A: The primary law is the Companies Act, 2013, specifically Sections 230 to 240, which lay out the procedure for schemes of arrangement and amalgamation. However, other laws like the Competition Act, 2002, SEBI regulations (for listed companies), the Income Tax Act, 1961, and FEMA also play a significant role in the overall legal regulations for M&A in India
.
Q2: Is approval from the NCLT mandatory for all mergers?
A: Yes, for any merger or amalgamation structured under Sections 230-232 of the Companies Act, 2013, a final sanctioning order from the National Company Law Tribunal (NCLT) is mandatory for the scheme to become legally effective. The only exception is for “fast-track mergers” under Section 233 (between small companies or a holding and its wholly-owned subsidiary), which require approvals from the Regional Director and Official Liquidator but not the NCLT.
Q3: How does a Company Secretary contribute to M&A due diligence?

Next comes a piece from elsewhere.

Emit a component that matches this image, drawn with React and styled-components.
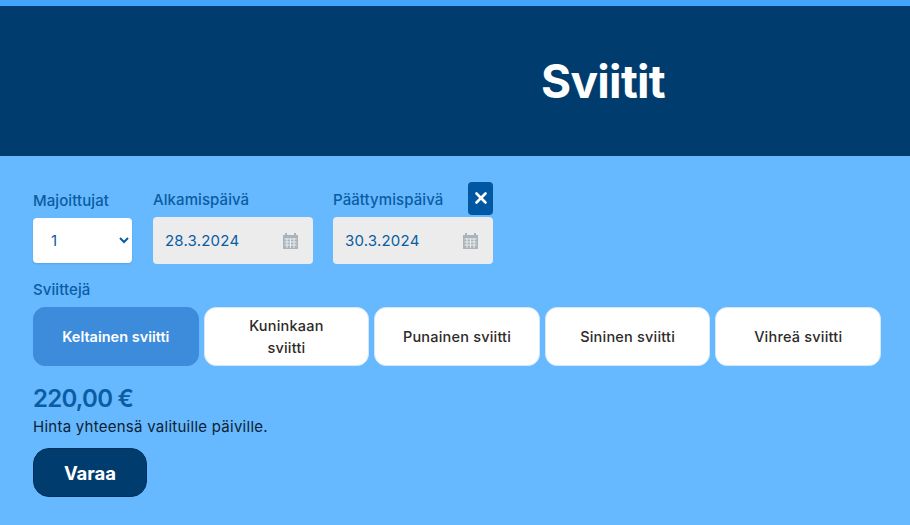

A: A Company Secretary leads the secretarial and legal due diligence process. This involves a thorough review of a company’s corporate records (minute books, statutory registers), compliance with RoC filings, incorporation documents (MOA/AOA), major contracts, licenses, and ongoing or potential litigation. The goal is to identify potential risks, liabilities, and compliance gaps before the deal is finalized, thereby protecting the acquirer’s interests.
Q4: What is the ‘three-fourths in value’ rule in M&A approvals?
A: This rule, mandated by Section 230 of the Companies Act, 2013, is a critical approval threshold for any Scheme of Arrangement. It requires that the scheme must be approved in the meetings of shareholders and creditors not just by a simple majority of persons present and voting, but also by those persons who represent at least 75% (three-fourths) of the total value of the shares or debt of that class. This ensures that stakeholders with a significant financial interest approve the deal.